Justice Jackson, joined by Justices Kagan and Sotomayor in full and in part by Justice Thomas,[13] dissented, arguing that the majority opinion invented a new, “mandatory-general-stay rule” that “comes out of nowhere” and “perpetually favor[s]” the party seeking arbitration.[14]  The dissent objected to what it described as the majority opinion’s failure to identify any statutory language that requires a stay of district court proceedings pending an appeal under Section 16(a), noting that “nowhere did Congress provide that such an interlocutory appeal automatically triggers a general stay of pre-trial and trial proceedings,” nor does Section 16(a) “even mention[] a stay pending appeal.”[15]  The dissent warned that the automatic stay pending appeal pursuant to Section 16(a) now announced by the Court “may have opened” a “Pandora’s box,” as it would allow parties seeking arbitration who are “unlikely to succeed on appeal” to obtain an automatic stay regardless of the merits of their case, and “prevents courts from crafting case-specific solutions to balance all the interests at stake.”[16]

Practical Impact

Bielski follows a long line of Supreme Court decisions favoring arbitration.  By providing for an automatic stay of any district court proceedings, Bielski allows a party claiming a right to arbitrate to pursue that right fully without having to litigate the merits of the dispute in parallel.  For businesses that see arbitration as a more efficient means of resolving potential disputes, this decision further supports the inclusion of arbitration clauses in customer agreements.  In the Bielski case itself, the decision will also allow full appeal of the district court’s unconscionability ruling—an issue of importance to companies with arbitration clauses in retail customer agreements—without requiring parallel litigation of the underlying case. 
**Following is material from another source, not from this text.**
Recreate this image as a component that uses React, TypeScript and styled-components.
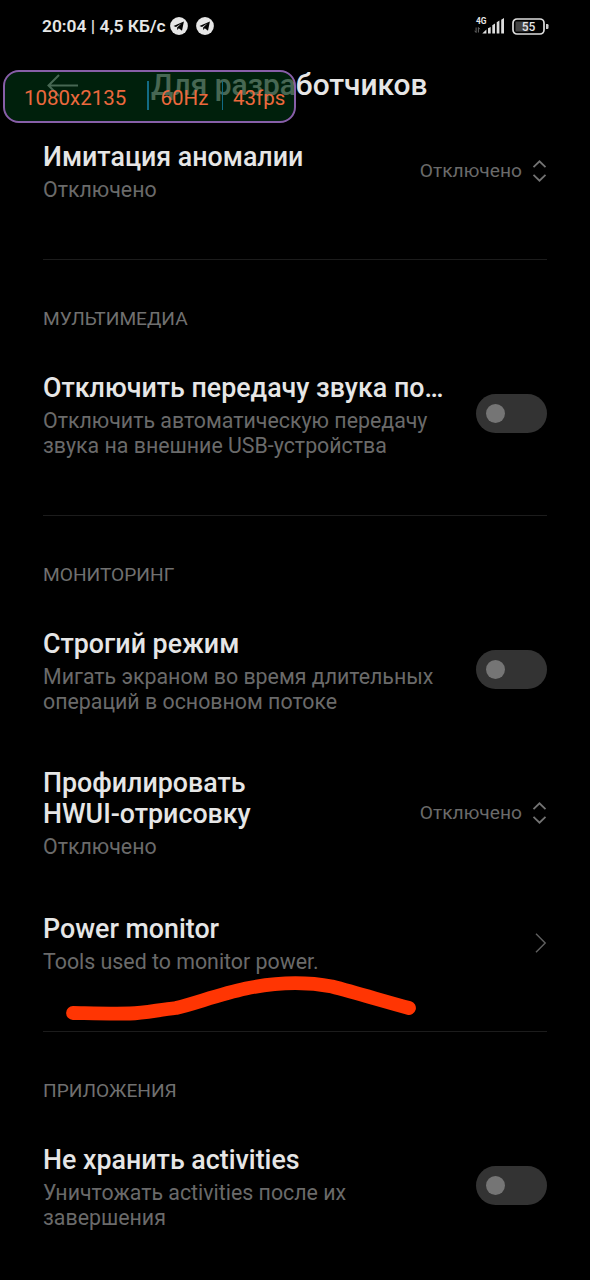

The Court rejected Plaintiffs’ concerns about potential delay resulting from the Court’s ruling, as well as the risk of encouraging frivolous appeals, finding that these concerns did not outweigh the rule favoring a stay.  In so doing, the majority reasoned that circuit courts have means to “prevent unwarranted delay and deter frivolous interlocutory appeals,” including, for example, because “a party can ask the court of appeals to summarily affirm, to expedite an interlocutory appeal, or to dismiss the interlocutory appeal as frivolous,” and “a court of appeals may impose sanctions where appropriate.”[17]  While these tools are certainly available in appropriate cases, it is not evident that they will fully address the issue of delay in cases where an appeal is unsuccessful but not abusive or frivolous.

The approach of the Court also vindicates district court and circuit court decisions staying actions in the context of other statutes, such as the Foreign Sovereign Immunities Act (“FSIA”), where a defendant appeals a decision denying immunity from suit.  While the language of the FSIA similarly does not expressly mandate a stay if the court denies dismissal based on the assertion of immunity, courts have, in practice, provided such a stay during the pendency of an appeal of the immunity denial.[18]  


[1]  Coinbase, Inc. v. Bielski, 599 U.S. __, No. 22-105, 2023 WL 4138983 (2023) (“Bielski”). 

[2] 9 U.S.C. § 16(a).

[3] See Motorola Credit Corp. v. Uzan, 388 F.3d 39, 53–54 (2d Cir. 2004); Weingarten Realty Inves. v. Miller, 661 F.3d 904, 907–10 (5th Cir. 2011); Britton v. Co-op Banking Grp., 916 F.2d 1405, 1412 (9th Cir. 1990). 

[4] See Ehleiter v. Grapetree Shores, Inc., 482 F.3d 207, 215 n. 6 (3d Cir. 2007); Levin v. Alms & Assocs., Inc., 634 F.3d 260, 264 (4th Cir. 2011); Bradford-Scott Data Corp., Inc. v. Physician Comput. Network, Inc., 128 F.3d 504, 506 (7th Cir. 1997); McCauley v. Halliburton Energy Servs., Inc., 413 F.3d 1158, 1160 (10th Cir. 2005); Blinco v. Green Tree Servicing, LLC, 366 F.3d 1249, 1253 (11th Cir. 2004); Bombardier Corp. v. Nat’l R.R. Passenger Corp., No. 02-7125, 2002 WL 31818924, at *1 (D.C. Cir. 2002).

[5] Bielski v. Coinbase, Inc., No. C 21-07478 WHA, 2022 WL 1062049, at *1 (N.D. Cal. Apr. 8, 2022) (citation omitted).

[6] Bielski at *3 (citing Griggs v. Provident Consumer Disc. Co., 459 U.S. 56, 58 (1982) and noting that “[t]he Griggs principle resolves this case”).

[7] Id. at *3–4.

[8]  The “right to interlocutory appeal . . . without an automatic stay . . . is [] like a lock without a key, a bat without a ball, a computer without a keyboard — in other words, not especially sensible.”  Id. at *4. 

[9] Id. at *4. 

[10] Id. at *4–5. 

[11] Id. at *5.

[12] Id. at *2. 

[13] Justice Thomas joined Parts II, III, and IV of the dissenting opinion. 

[14] Id. at *7.

[15] Id. at *8.

[16] Id. at *7, *12–13.

[17] Id. at *5 (noting that “nearly every circuit has developed a process by which a district court itself may certify that an interlocutory appeal is frivolous”).

[18] See, e.g., Princz v. Fed. Republic of Germany, 998 F.2d 1, 1 (D.C. Cir. 1993) (relying on Griggs v. Provident Consumer Disc. Co.,459 U.S. 56, 58 (1982), and holding that an appeal of the denial of a motion to dismiss on grounds of sovereign immunity divests the district court of jurisdiction).